This past weekend, I took my nephew, son and his friends to participate in a collaborative “maker space” sponsored by SMART at TASA/TASB. As one of several schools rotating through their creative zone, the kids had access to various art supplies, a 3d cardstock printer, makey makey and objects for interaction. I believe that the idea was that the kids would get into the space itself, be inspired by the maKey maKey and “collaboratively” create. That formula worked for other schools. From what I heard, other groups of students blasted their way through the “maker” area, had a blast and created all sorts of ways to create their “game controllers”. For my group of boys, the results were not the same.
Unlike the kids from other schools, my son and his friends had zero experience with collaboration, creativity or technology beyond their cell phones or video game systems at home. This particular group, including my son, would NEVER have been chosen to represent their school in a public forum. Those spots would have gone to StuCo, NHS or AVID students first…students with proven tracks of leadership and compliance.
Throughout the “brief” time that the boys spent in the maker area, there were complaints as well as multiple schemes to NOT do the activities as set out. While, other kids were able to walk into the space and go with it, my kids could not. They needed more guidance and direction. They needed a reference point to get started. The idea bank on which creativity is built wasn’t there. They were being asked to utilize parts of their brain that goes unused daily in the classroom.
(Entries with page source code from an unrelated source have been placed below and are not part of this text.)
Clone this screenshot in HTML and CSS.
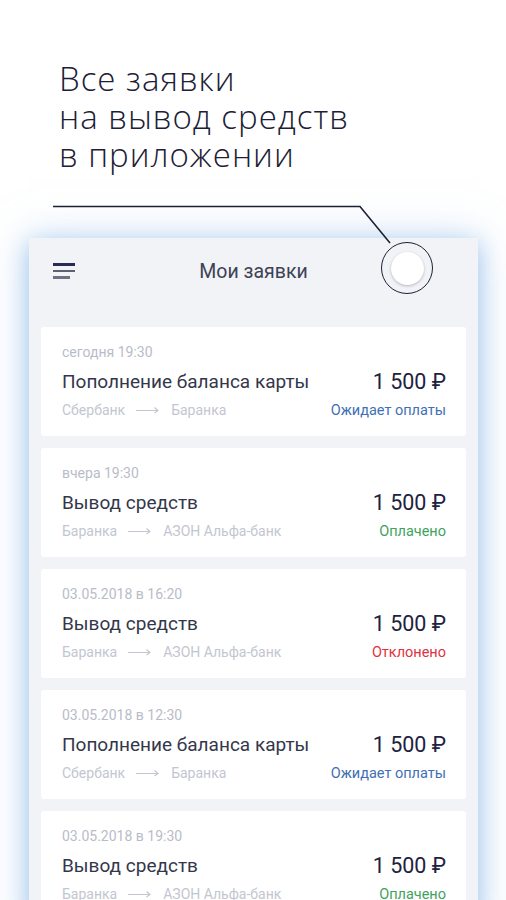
FILE: index.html
```html
<!DOCTYPE html>
<html lang="ru">
<head>
<meta charset="utf-8">
<title>Мои заявки</title>
<link rel="stylesheet" href="styles.css">
</head>
<body>
<div class="page">
  <h1 class="promo">Все заявки<br>на вывод средств<br>в приложении</h1>

  <!-- callout line pointing at the button -->
  <svg class="callout" width="506" height="260" viewBox="0 0 506 260">
    <polyline points="53,206.5 360,206.5 390,243" fill="none" stroke="#1c2035" stroke-width="1.6"/>
  </svg>

  <div class="phone">
    <div class="topbar">
      <div class="burger"><span></span><span></span><span></span></div>
      <div class="title">Мои заявки</div>
      <div class="ring"><div class="knob"></div></div>
    </div>

    <div class="list">
      <div class="card">
        <div class="date">сегодня 19:30</div>
        <div class="row"><span class="name">Пополнение баланса карты</span><span class="sum">1 500 ₽</span></div>
        <div class="row small">
          <span class="route">Сбербанк <svg class="arr" width="24" height="8" viewBox="0 0 24 8"><path d="M0 4.5H22M18.5 1.5L22 4.5L18.5 7" fill="none" stroke="#c3c6d0" stroke-width="1.1"/></svg> Баранка</span>
          <span class="status wait">Ожидает оплаты</span>
        </div>
      </div>

      <div class="card">
        <div class="date">вчера 19:30</div>
        <div class="row"><span class="name">Вывод средств</span><span class="sum">1 500 ₽</span></div>
        <div class="row small">
          <span class="route">Баранка <svg class="arr" width="24" height="8" viewBox="0 0 24 8"><path d="M0 4.5H22M18.5 1.5L22 4.5L18.5 7" fill="none" stroke="#c3c6d0" stroke-width="1.1"/></svg> АЗОН Альфа-банк</span>
          <span class="status paid">Оплачено</span>
        </div>
      </div>

      <div class="card">
        <div class="date">03.05.2018 в 16:20</div>
        <div class="row"><span class="name">Вывод средств</span><span class="sum">1 500 ₽</span></div>
        <div class="row small">
          <span class="route">Баранка <svg class="arr" width="24" height="8" viewBox="0 0 24 8"><path d="M0 4.5H22M18.5 1.5L22 4.5L18.5 7" fill="none" stroke="#c3c6d0" stroke-width="1.1"/></svg> АЗОН Альфа-банк</span>
          <span class="status declined">Отклонено</span>
        </div>
      </div>

      <div class="card">
        <div class="date">03.05.2018 в 12:30</div>
        <div class="row"><span class="name">Пополнение баланса карты</span><span class="sum">1 500 ₽</span></div>
        <div class="row small">
          <span class="route">Сбербанк <svg class="arr" width="24" height="8" viewBox="0 0 24 8"><path d="M0 4.5H22M18.5 1.5L22 4.5L18.5 7" fill="none" stroke="#c3c6d0" stroke-width="1.1"/></svg> Баранка</span>
          <span class="status wait">Ожидает оплаты</span>
        </div>
      </div>

      <div class="card">
        <div class="date">03.05.2018 в 19:30</div>
        <div class="row"><span class="name">Вывод средств</span><span class="sum">1 500 ₽</span></div>
        <div class="row small">
          <span class="route">Баранка <svg class="arr" width="24" height="8" viewBox="0 0 24 8"><path d="M0 4.5H22M18.5 1.5L22 4.5L18.5 7" fill="none" stroke="#c3c6d0" stroke-width="1.1"/></svg> АЗОН Альфа-банк</span>
          <span class="status paid">Оплачено</span>
        </div>
      </div>
    </div>
  </div>
</div>
</body>
</html>
```

FILE: styles.css
```css
body {
  margin: 0;
  background: #fff;
  font-family: Roboto, "Liberation Sans", sans-serif;
}
.page {
  position: relative;
  height: 900px;
  overflow: hidden;
}
.promo {
  margin: 0;
  padding: 60px 0 0 59px;
  font-family: "Open Sans", sans-serif;
  font-weight: 350;
  font-size: 33px;
  line-height: 38px;
  letter-spacing: 1px;
  color: #1c2035;
}
.callout {
  position: absolute;
  left: 0;
  top: 0;
  z-index: 2;
}

.phone {
  margin: 64px 28px 0 29px;
  height: 700px;
  background: #f1f3f7;
  box-shadow: 0 6px 22px rgba(120, 170, 230, 0.6), 0 0 40px rgba(170, 205, 240, 0.5);
}
.topbar {
  height: 66px;
  display: grid;
  grid-template-columns: 1fr auto 1fr;
  align-items: center;
}
.burger {
  padding-left: 24px;
  display: flex;
  flex-direction: column;
  gap: 4px;
}
.burger span {
  display: block;
  width: 22px;
  height: 2.4px;
  background: #5d6172;
}
.burger span:first-child { background: #262a55; }
.burger span:last-child { width: 17px; background: #6e7282; }
.title {
  font-size: 19.5px;
  color: #3d4154;
}
.ring {
  justify-self: end;
  align-self: start;
  margin: 4px 45px 0 0;
  width: 50px;
  height: 50px;
  border: 1.6px solid #1c2035;
  border-radius: 50%;
  display: flex;
  align-items: center;
  justify-content: center;
  position: relative;
  z-index: 3;
}
.knob {
  width: 33px;
  height: 33px;
  border-radius: 50%;
  background: #fff;
  box-shadow: 0 1px 3px rgba(0, 0, 0, 0.25);
}

.list {
  padding: 23px 12px 0;
  display: flex;
  flex-direction: column;
  gap: 12px;
}
.card {
  background: #fff;
  border-radius: 3px;
  height: 109px;
  box-sizing: border-box;
  padding: 16px 20px 0 21px;
}
.date {
  font-size: 14px;
  line-height: 18px;
  color: #b9bcc8;
}
.row {
  display: flex;
  justify-content: space-between;
  align-items: center;
  margin-top: 7px;
  height: 26px;
}
.row.small { height: 18px; }
.name {
  font-size: 19px;
  color: #34374a;
}
.sum {
  font-size: 21.5px;
  color: #1d2240;
}
.route {
  font-size: 14px;
  color: #c3c6d1;
  display: flex;
  align-items: center;
  gap: 11px;
}
.status { font-size: 14.5px; }
.wait { color: #3f70b5; }
.paid { color: #3ea35c; }
.declined { color: #e0333f; }
```
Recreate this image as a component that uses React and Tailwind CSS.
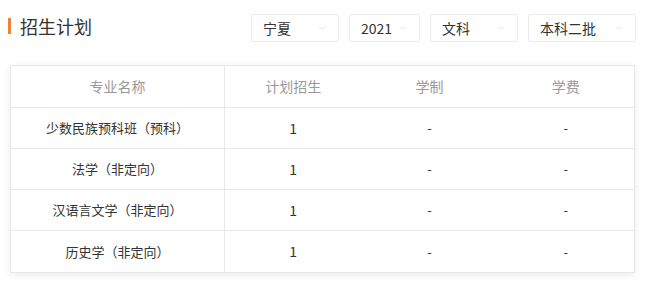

To them, there was no real point of using various objects to play games online. They wanted to do more with the maKey maKey but were unsure of how to get there and the impressiveness of it wore off after 30 minutes. The 3d printer didn’t impress them at all. While my nephew was entranced with creating and decorating a car, the boys that I took said that it was no different than printing a template online and hand-cutting it out. To them, it was cyliners and prisms…they were not interested in that at all.
My son and his friends were completely disengaged from the days activities. Prior to my own reflection, I felt embarrassed, especially with my son who was being uncharacteristically difficult. As we rode home, it hit me hard that their “inability” to adapt was well beyond the scope of opportunities that they were absent of. They were on an exhibit floor and in my opinion held their own no different than any first-timer at a conference.
The bottom line was that they were BORED.
When we plan activities, we have to take into account that not all learners will share the same experiences on which to build from. Even with technology, the purpose must be there. To my group of hyper boys, the substitution of the maKey maKey meant nothing. However, if they fully understood the intent, process and goals of the day…they would have been completely different kids. My son added that the “banana thing” was cute but why would he use this in place of the better tools that he has at home. He also added that the online games weren’t interesting enough to play for three hours. After further discussion, he finally came to the conclusion that they would have had more fun if they actually tried and they didn’t.
They were trying to comply….not engaged…complying. There is a difference.
Kids like my son and his friends are not “tricked'” by the technology that we throw at them to mask activities with no purpose. We treat them as non-compliant behavior problems when in fact, they are the ones telling us that we need to do more and do better.
What we have to do is take the time to listen to them because when we do, we have an opportunity to truly transform their learning experience.
It definitely can’t be about the technology. We have to find what their interests are and allow the technology to enhance that.